Given information =
>>>>
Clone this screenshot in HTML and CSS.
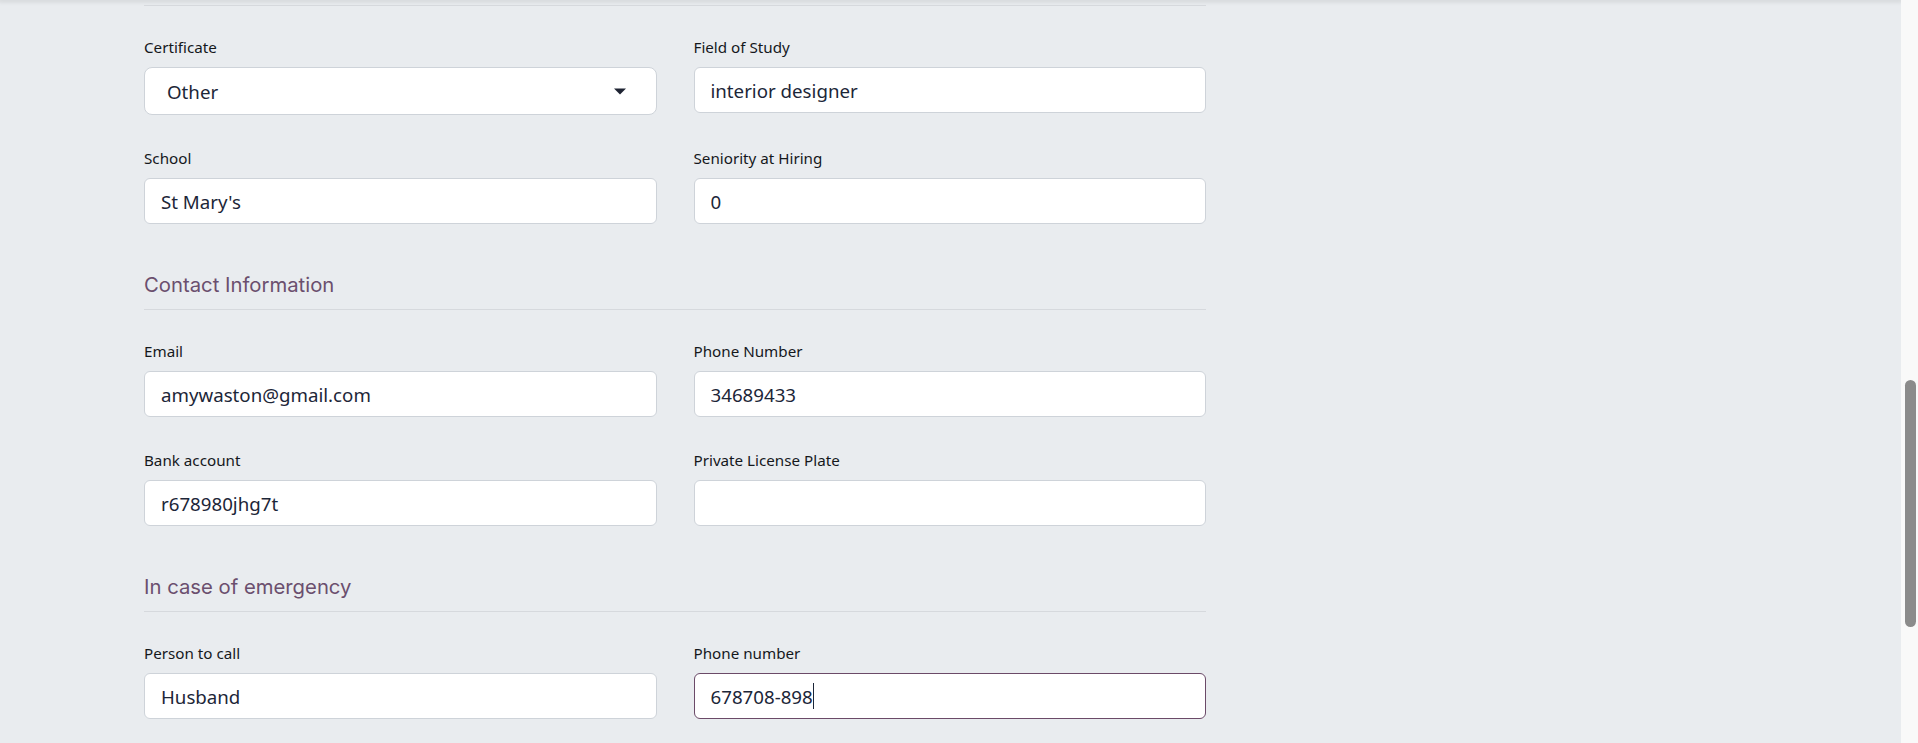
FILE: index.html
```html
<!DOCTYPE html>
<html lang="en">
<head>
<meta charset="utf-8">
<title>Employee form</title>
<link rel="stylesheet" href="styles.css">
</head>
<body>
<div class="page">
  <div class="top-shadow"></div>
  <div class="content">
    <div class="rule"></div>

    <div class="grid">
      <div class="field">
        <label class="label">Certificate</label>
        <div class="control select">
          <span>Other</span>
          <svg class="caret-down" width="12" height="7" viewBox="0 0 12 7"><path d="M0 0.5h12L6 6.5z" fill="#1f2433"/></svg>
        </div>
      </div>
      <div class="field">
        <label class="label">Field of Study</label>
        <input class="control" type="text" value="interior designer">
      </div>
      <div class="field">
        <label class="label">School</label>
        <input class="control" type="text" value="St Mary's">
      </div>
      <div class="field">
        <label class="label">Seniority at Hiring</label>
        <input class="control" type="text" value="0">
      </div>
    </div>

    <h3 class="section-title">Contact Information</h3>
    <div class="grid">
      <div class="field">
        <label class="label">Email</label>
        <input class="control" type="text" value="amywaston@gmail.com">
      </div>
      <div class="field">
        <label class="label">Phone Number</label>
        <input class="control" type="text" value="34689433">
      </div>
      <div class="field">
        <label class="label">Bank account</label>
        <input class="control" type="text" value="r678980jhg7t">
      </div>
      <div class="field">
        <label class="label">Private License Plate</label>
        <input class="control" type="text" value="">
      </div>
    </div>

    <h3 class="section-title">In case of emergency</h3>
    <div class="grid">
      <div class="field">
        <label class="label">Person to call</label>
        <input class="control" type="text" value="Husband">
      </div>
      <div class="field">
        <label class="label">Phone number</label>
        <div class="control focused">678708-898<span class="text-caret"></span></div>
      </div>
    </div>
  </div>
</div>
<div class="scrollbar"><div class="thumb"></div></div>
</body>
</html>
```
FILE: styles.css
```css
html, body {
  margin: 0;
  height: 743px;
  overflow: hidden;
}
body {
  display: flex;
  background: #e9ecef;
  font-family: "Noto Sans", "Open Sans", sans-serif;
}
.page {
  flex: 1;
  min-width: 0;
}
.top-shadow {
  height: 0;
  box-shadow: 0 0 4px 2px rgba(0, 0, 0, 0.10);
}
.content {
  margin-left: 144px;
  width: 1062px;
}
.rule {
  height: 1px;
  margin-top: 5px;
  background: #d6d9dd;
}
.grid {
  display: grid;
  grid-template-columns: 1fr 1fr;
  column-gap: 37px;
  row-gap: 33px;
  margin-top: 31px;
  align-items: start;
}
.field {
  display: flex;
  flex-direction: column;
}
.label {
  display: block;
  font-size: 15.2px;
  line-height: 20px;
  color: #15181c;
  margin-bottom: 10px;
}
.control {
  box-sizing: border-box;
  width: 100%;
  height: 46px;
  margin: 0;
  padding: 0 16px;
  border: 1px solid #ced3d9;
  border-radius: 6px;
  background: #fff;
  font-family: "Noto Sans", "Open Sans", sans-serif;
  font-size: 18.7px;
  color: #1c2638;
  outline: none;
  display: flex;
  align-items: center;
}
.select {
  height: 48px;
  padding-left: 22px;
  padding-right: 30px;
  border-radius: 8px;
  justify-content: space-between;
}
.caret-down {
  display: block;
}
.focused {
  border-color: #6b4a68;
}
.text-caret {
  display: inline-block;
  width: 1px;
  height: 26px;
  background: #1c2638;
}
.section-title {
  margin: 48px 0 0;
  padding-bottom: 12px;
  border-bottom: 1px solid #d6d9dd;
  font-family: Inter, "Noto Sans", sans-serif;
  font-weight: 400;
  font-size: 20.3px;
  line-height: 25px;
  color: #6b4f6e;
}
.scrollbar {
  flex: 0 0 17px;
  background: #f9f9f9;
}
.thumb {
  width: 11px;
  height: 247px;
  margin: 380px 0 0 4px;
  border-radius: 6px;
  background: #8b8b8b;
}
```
<<<<
Stated problem = Leave out the pictures and output the rest of the material exactly as written.

Complete response =
Clone this screenshot in HTML and CSS.
FILE: index.html
```html
<!DOCTYPE html>
<html lang="en">
<head>
<meta charset="utf-8">
<title>Employee form</title>
<link rel="stylesheet" href="styles.css">
</head>
<body>
<div class="page">
  <div class="top-shadow"></div>
  <div class="content">
    <div class="rule"></div>

    <div class="grid">
      <div class="field">
        <label class="label">Certificate</label>
        <div class="control select">
          <span>Other</span>
          <svg class="caret-down" width="12" height="7" viewBox="0 0 12 7"><path d="M0 0.5h12L6 6.5z" fill="#1f2433"/></svg>
        </div>
      </div>
      <div class="field">
        <label class="label">Field of Study</label>
        <input class="control" type="text" value="interior designer">
      </div>
      <div class="field">
        <label class="label">School</label>
        <input class="control" type="text" value="St Mary's">
      </div>
      <div class="field">
        <label class="label">Seniority at Hiring</label>
        <input class="control" type="text" value="0">
      </div>
    </div>

    <h3 class="section-title">Contact Information</h3>
    <div class="grid">
      <div class="field">
        <label class="label">Email</label>
        <input class="control" type="text" value="amywaston@gmail.com">
      </div>
      <div class="field">
        <label class="label">Phone Number</label>
        <input class="control" type="text" value="34689433">
      </div>
      <div class="field">
        <label class="label">Bank account</label>
        <input class="control" type="text" value="r678980jhg7t">
      </div>
      <div class="field">
        <label class="label">Private License Plate</label>
        <input class="control" type="text" value="">
      </div>
    </div>

    <h3 class="section-title">In case of emergency</h3>
    <div class="grid">
      <div class="field">
        <label class="label">Person to call</label>
        <input class="control" type="text" value="Husband">
      </div>
      <div class="field">
        <label class="label">Phone number</label>
        <div class="control focused">678708-898<span class="text-caret"></span></div>
      </div>
    </div>
  </div>
</div>
<div class="scrollbar"><div class="thumb"></div></div>
</body>
</html>
```
FILE: styles.css
```css
html, body {
  margin: 0;
  height: 743px;
  overflow: hidden;
}
body {
  display: flex;
  background: #e9ecef;
  font-family: "Noto Sans", "Open Sans", sans-serif;
}
.page {
  flex: 1;
  min-width: 0;
}
.top-shadow {
  height: 0;
  box-shadow: 0 0 4px 2px rgba(0, 0, 0, 0.10);
}
.content {
  margin-left: 144px;
  width: 1062px;
}
.rule {
  height: 1px;
  margin-top: 5px;
  background: #d6d9dd;
}
.grid {
  display: grid;
  grid-template-columns: 1fr 1fr;
  column-gap: 37px;
  row-gap: 33px;
  margin-top: 31px;
  align-items: start;
}
.field {
  display: flex;
  flex-direction: column;
}
.label {
  display: block;
  font-size: 15.2px;
  line-height: 20px;
  color: #15181c;
  margin-bottom: 10px;
}
.control {
  box-sizing: border-box;
  width: 100%;
  height: 46px;
  margin: 0;
  padding: 0 16px;
  border: 1px solid #ced3d9;
  border-radius: 6px;
  background: #fff;
  font-family: "Noto Sans", "Open Sans", sans-serif;
  font-size: 18.7px;
  color: #1c2638;
  outline: none;
  display: flex;
  align-items: center;
}
.select {
  height: 48px;
  padding-left: 22px;
  padding-right: 30px;
  border-radius: 8px;
  justify-content: space-between;
}
.caret-down {
  display: block;
}
.focused {
  border-color: #6b4a68;
}
.text-caret {
  display: inline-block;
  width: 1px;
  height: 26px;
  background: #1c2638;
}
.section-title {
  margin: 48px 0 0;
  padding-bottom: 12px;
  border-bottom: 1px solid #d6d9dd;
  font-family: Inter, "Noto Sans", sans-serif;
  font-weight: 400;
  font-size: 20.3px;
  line-height: 25px;
  color: #6b4f6e;
}
.scrollbar {
  flex: 0 0 17px;
  background: #f9f9f9;
}
.thumb {
  width: 11px;
  height: 247px;
  margin: 380px 0 0 4px;
  border-radius: 6px;
  background: #8b8b8b;
}
```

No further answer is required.